#### DATASET EXTRACT ####
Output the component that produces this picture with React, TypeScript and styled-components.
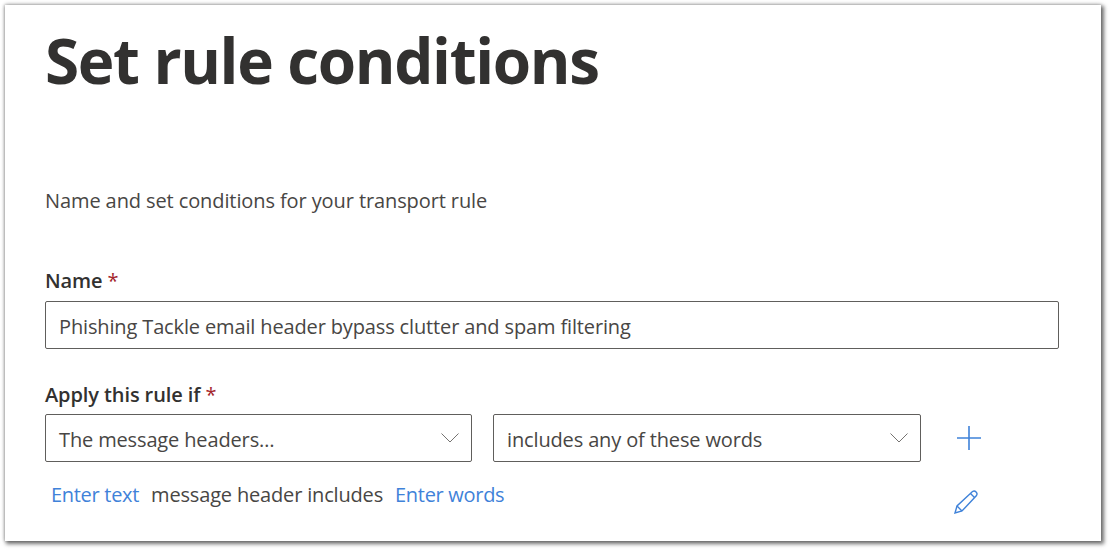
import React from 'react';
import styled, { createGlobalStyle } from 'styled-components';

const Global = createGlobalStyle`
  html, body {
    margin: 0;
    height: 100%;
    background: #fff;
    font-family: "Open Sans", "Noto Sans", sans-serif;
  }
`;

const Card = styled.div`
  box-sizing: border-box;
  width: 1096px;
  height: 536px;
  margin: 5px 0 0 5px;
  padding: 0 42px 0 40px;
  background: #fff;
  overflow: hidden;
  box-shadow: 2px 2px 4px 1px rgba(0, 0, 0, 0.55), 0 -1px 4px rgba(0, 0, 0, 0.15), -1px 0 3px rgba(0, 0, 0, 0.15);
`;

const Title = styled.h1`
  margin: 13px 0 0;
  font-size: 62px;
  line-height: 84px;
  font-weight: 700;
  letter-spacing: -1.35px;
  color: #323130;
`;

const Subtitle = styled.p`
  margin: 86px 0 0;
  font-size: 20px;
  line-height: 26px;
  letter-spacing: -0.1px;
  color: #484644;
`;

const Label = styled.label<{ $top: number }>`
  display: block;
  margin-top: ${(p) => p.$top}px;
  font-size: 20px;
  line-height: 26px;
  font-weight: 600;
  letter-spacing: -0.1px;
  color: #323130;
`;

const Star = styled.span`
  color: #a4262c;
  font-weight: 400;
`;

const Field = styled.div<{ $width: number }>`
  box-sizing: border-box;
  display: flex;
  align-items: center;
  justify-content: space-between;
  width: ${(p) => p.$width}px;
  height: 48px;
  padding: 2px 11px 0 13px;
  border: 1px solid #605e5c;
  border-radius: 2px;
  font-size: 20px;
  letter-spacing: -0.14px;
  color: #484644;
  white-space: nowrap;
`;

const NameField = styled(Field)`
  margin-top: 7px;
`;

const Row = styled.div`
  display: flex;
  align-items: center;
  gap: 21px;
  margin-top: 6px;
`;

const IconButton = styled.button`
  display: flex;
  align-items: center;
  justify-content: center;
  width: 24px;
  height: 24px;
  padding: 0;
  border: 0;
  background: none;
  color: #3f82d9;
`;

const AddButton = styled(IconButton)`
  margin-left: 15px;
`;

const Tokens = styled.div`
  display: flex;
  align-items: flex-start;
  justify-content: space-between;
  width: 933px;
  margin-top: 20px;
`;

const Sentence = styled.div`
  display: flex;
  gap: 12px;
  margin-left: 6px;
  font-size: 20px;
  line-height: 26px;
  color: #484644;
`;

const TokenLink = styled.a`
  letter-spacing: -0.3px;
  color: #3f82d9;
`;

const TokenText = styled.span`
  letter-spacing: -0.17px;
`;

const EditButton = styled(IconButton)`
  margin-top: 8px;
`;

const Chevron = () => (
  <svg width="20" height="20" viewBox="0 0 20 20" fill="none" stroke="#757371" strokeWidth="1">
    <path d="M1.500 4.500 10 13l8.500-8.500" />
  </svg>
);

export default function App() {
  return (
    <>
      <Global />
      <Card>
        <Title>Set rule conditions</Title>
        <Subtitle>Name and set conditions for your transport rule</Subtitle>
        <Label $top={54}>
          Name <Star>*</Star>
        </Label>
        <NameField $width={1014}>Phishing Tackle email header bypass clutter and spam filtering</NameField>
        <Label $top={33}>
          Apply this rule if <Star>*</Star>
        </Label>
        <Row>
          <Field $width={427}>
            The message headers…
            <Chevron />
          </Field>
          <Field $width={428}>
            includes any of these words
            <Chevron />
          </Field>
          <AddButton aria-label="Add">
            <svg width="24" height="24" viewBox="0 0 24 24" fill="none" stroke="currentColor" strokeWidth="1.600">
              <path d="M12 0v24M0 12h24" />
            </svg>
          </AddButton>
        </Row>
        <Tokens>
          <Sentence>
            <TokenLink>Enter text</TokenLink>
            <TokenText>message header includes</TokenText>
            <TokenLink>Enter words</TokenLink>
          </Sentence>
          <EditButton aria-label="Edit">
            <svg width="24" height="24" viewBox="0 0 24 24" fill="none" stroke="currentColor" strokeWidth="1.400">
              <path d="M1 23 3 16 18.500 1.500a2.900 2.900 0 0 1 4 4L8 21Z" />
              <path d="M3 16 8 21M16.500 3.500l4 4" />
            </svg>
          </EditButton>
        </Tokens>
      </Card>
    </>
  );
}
####
--- WHAT YOU HAVE TO DO ---
Word for word, quote the full listing, omitting every picture.

--- EXERCISE OUTPUT ---
Output the component that produces this picture with React, TypeScript and styled-components.
import React from 'react';
import styled, { createGlobalStyle } from 'styled-components';

const Global = createGlobalStyle`
  html, body {
    margin: 0;
    height: 100%;
    background: #fff;
    font-family: "Open Sans", "Noto Sans", sans-serif;
  }
`;

const Card = styled.div`
  box-sizing: border-box;
  width: 1096px;
  height: 536px;
  margin: 5px 0 0 5px;
  padding: 0 42px 0 40px;
  background: #fff;
  overflow: hidden;
  box-shadow: 2px 2px 4px 1px rgba(0, 0, 0, 0.55), 0 -1px 4px rgba(0, 0, 0, 0.15), -1px 0 3px rgba(0, 0, 0, 0.15);
`;

const Title = styled.h1`
  margin: 13px 0 0;
  font-size: 62px;
  line-height: 84px;
  font-weight: 700;
  letter-spacing: -1.35px;
  color: #323130;
`;

const Subtitle = styled.p`
  margin: 86px 0 0;
  font-size: 20px;
  line-height: 26px;
  letter-spacing: -0.1px;
  color: #484644;
`;

const Label = styled.label<{ $top: number }>`
  display: block;
  margin-top: ${(p) => p.$top}px;
  font-size: 20px;
  line-height: 26px;
  font-weight: 600;
  letter-spacing: -0.1px;
  color: #323130;
`;

const Star = styled.span`
  color: #a4262c;
  font-weight: 400;
`;

const Field = styled.div<{ $width: number }>`
  box-sizing: border-box;
  display: flex;
  align-items: center;
  justify-content: space-between;
  width: ${(p) => p.$width}px;
  height: 48px;
  padding: 2px 11px 0 13px;
  border: 1px solid #605e5c;
  border-radius: 2px;
  font-size: 20px;
  letter-spacing: -0.14px;
  color: #484644;
  white-space: nowrap;
`;

const NameField = styled(Field)`
  margin-top: 7px;
`;

const Row = styled.div`
  display: flex;
  align-items: center;
  gap: 21px;
  margin-top: 6px;
`;

const IconButton = styled.button`
  display: flex;
  align-items: center;
  justify-content: center;
  width: 24px;
  height: 24px;
  padding: 0;
  border: 0;
  background: none;
  color: #3f82d9;
`;

const AddButton = styled(IconButton)`
  margin-left: 15px;
`;

const Tokens = styled.div`
  display: flex;
  align-items: flex-start;
  justify-content: space-between;
  width: 933px;
  margin-top: 20px;
`;

const Sentence = styled.div`
  display: flex;
  gap: 12px;
  margin-left: 6px;
  font-size: 20px;
  line-height: 26px;
  color: #484644;
`;

const TokenLink = styled.a`
  letter-spacing: -0.3px;
  color: #3f82d9;
`;

const TokenText = styled.span`
  letter-spacing: -0.17px;
`;

const EditButton = styled(IconButton)`
  margin-top: 8px;
`;

const Chevron = () => (
  <svg width="20" height="20" viewBox="0 0 20 20" fill="none" stroke="#757371" strokeWidth="1">
    <path d="M1.500 4.500 10 13l8.500-8.500" />
  </svg>
);

export default function App() {
  return (
    <>
      <Global />
      <Card>
        <Title>Set rule conditions</Title>
        <Subtitle>Name and set conditions for your transport rule</Subtitle>
        <Label $top={54}>
          Name <Star>*</Star>
        </Label>
        <NameField $width={1014}>Phishing Tackle email header bypass clutter and spam filtering</NameField>
        <Label $top={33}>
          Apply this rule if <Star>*</Star>
        </Label>
        <Row>
          <Field $width={427}>
            The message headers…
            <Chevron />
          </Field>
          <Field $width={428}>
            includes any of these words
            <Chevron />
          </Field>
          <AddButton aria-label="Add">
            <svg width="24" height="24" viewBox="0 0 24 24" fill="none" stroke="currentColor" strokeWidth="1.600">
              <path d="M12 0v24M0 12h24" />
            </svg>
          </AddButton>
        </Row>
        <Tokens>
          <Sentence>
            <TokenLink>Enter text</TokenLink>
            <TokenText>message header includes</TokenText>
            <TokenLink>Enter words</TokenLink>
          </Sentence>
          <EditButton aria-label="Edit">
            <svg width="24" height="24" viewBox="0 0 24 24" fill="none" stroke="currentColor" strokeWidth="1.400">
              <path d="M1 23 3 16 18.500 1.500a2.900 2.900 0 0 1 4 4L8 21Z" />
              <path d="M3 16 8 21M16.500 3.500l4 4" />
            </svg>
          </EditButton>
        </Tokens>
      </Card>
    </>
  );
}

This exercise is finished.